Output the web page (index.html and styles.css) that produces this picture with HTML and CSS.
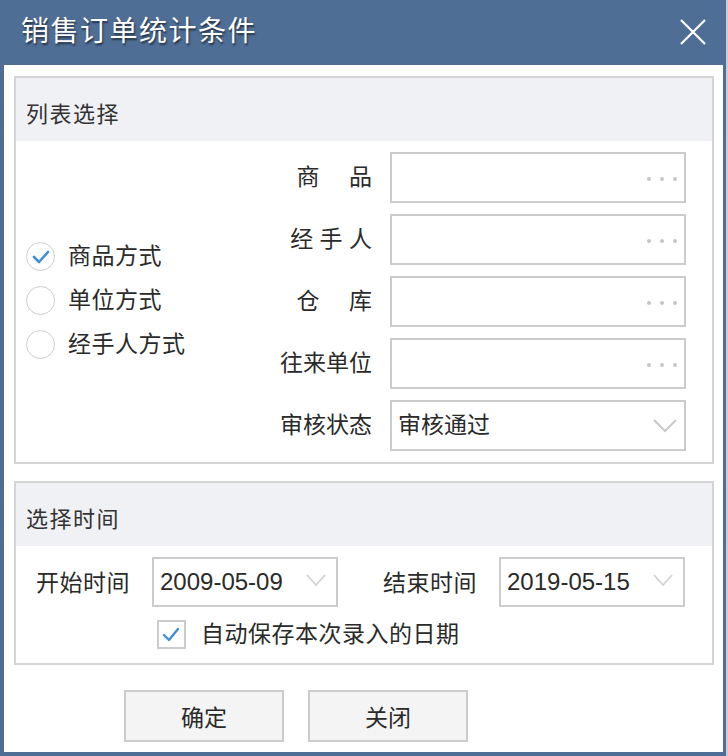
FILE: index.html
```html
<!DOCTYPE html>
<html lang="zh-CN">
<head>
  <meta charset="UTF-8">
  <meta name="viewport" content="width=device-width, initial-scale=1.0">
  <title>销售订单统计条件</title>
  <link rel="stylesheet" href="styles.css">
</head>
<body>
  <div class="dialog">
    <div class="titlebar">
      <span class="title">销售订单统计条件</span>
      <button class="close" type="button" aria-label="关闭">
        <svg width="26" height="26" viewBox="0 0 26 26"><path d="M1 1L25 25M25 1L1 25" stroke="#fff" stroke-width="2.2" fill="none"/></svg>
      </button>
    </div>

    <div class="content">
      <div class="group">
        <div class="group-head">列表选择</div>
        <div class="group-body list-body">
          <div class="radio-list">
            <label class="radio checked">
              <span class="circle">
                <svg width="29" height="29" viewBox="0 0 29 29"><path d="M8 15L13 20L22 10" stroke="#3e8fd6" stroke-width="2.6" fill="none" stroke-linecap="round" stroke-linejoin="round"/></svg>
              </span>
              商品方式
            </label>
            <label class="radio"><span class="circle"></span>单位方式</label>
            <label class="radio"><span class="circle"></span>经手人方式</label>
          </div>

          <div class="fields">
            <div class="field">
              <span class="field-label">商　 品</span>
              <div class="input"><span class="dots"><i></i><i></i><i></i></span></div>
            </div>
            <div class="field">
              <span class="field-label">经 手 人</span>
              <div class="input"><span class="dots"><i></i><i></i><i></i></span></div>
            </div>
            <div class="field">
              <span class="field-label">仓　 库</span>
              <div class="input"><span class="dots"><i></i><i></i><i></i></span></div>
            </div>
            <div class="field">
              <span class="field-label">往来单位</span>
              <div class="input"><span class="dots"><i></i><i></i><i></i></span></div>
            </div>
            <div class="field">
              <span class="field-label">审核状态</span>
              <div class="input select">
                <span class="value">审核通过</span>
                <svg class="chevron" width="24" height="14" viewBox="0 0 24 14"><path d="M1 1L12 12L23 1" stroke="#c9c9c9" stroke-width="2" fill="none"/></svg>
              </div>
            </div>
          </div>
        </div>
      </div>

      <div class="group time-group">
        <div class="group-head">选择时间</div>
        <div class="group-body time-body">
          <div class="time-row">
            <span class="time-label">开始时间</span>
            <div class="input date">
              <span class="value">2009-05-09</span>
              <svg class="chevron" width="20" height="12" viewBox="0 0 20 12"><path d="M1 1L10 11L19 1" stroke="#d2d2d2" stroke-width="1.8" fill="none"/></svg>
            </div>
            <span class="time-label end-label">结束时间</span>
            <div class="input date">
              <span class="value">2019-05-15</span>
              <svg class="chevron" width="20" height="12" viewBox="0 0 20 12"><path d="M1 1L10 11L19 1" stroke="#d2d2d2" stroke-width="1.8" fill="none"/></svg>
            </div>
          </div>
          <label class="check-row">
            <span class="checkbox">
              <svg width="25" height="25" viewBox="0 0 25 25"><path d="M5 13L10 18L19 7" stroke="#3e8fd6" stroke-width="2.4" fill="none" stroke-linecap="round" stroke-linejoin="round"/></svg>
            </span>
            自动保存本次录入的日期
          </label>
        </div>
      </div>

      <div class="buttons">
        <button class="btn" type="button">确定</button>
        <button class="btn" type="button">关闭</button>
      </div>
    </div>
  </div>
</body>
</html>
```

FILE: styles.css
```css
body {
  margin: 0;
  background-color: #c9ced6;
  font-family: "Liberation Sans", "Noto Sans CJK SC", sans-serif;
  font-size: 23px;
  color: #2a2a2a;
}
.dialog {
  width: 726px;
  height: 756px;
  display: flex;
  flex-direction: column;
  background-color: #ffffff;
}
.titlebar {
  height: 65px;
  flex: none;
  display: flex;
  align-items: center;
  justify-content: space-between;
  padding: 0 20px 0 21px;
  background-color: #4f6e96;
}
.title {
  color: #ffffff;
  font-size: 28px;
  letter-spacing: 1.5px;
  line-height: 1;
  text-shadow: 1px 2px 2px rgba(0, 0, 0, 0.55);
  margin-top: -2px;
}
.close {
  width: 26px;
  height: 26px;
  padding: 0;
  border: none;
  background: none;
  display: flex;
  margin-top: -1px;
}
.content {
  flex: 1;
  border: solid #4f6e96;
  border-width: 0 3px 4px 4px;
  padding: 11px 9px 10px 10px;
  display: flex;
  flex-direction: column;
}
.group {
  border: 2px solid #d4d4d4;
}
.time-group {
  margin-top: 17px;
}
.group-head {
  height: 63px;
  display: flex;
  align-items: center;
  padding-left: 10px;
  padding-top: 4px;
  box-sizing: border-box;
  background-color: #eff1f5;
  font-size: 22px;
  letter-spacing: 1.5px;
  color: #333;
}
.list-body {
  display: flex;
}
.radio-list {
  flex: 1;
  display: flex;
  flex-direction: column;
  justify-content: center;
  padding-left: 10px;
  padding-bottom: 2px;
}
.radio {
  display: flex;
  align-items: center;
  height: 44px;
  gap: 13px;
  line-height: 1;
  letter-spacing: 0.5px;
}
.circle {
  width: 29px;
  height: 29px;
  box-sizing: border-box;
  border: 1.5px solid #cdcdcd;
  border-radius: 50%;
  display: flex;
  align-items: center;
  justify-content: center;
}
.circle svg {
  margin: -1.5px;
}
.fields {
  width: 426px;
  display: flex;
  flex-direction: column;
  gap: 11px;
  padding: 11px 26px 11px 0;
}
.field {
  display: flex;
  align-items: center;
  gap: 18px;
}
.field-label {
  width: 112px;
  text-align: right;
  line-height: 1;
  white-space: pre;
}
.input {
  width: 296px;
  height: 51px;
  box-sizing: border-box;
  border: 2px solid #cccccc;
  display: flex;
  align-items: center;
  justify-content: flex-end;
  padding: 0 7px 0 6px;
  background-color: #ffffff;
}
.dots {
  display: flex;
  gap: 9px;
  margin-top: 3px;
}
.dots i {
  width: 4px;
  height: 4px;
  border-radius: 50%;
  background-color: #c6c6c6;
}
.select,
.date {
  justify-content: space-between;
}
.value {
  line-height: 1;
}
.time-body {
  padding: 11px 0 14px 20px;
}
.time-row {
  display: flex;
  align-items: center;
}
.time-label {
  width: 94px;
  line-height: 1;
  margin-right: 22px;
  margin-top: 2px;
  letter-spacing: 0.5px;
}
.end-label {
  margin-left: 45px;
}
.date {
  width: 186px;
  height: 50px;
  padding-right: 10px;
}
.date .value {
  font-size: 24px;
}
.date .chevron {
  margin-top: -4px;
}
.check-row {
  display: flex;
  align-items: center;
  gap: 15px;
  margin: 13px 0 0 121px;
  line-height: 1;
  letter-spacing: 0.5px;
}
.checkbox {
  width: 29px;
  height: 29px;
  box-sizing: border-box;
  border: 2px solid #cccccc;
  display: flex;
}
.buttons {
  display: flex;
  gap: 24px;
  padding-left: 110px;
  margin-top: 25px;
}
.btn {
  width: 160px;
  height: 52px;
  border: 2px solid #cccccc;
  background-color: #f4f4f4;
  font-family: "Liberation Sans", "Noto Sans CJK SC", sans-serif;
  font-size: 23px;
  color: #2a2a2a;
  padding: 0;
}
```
*****
→ **Stated goal**
Locate each line with the word "index" and copy it.

→ **Solved exercise**
Output the web page (index.html and styles.css) that produces this picture with HTML and CSS.
FILE: index.html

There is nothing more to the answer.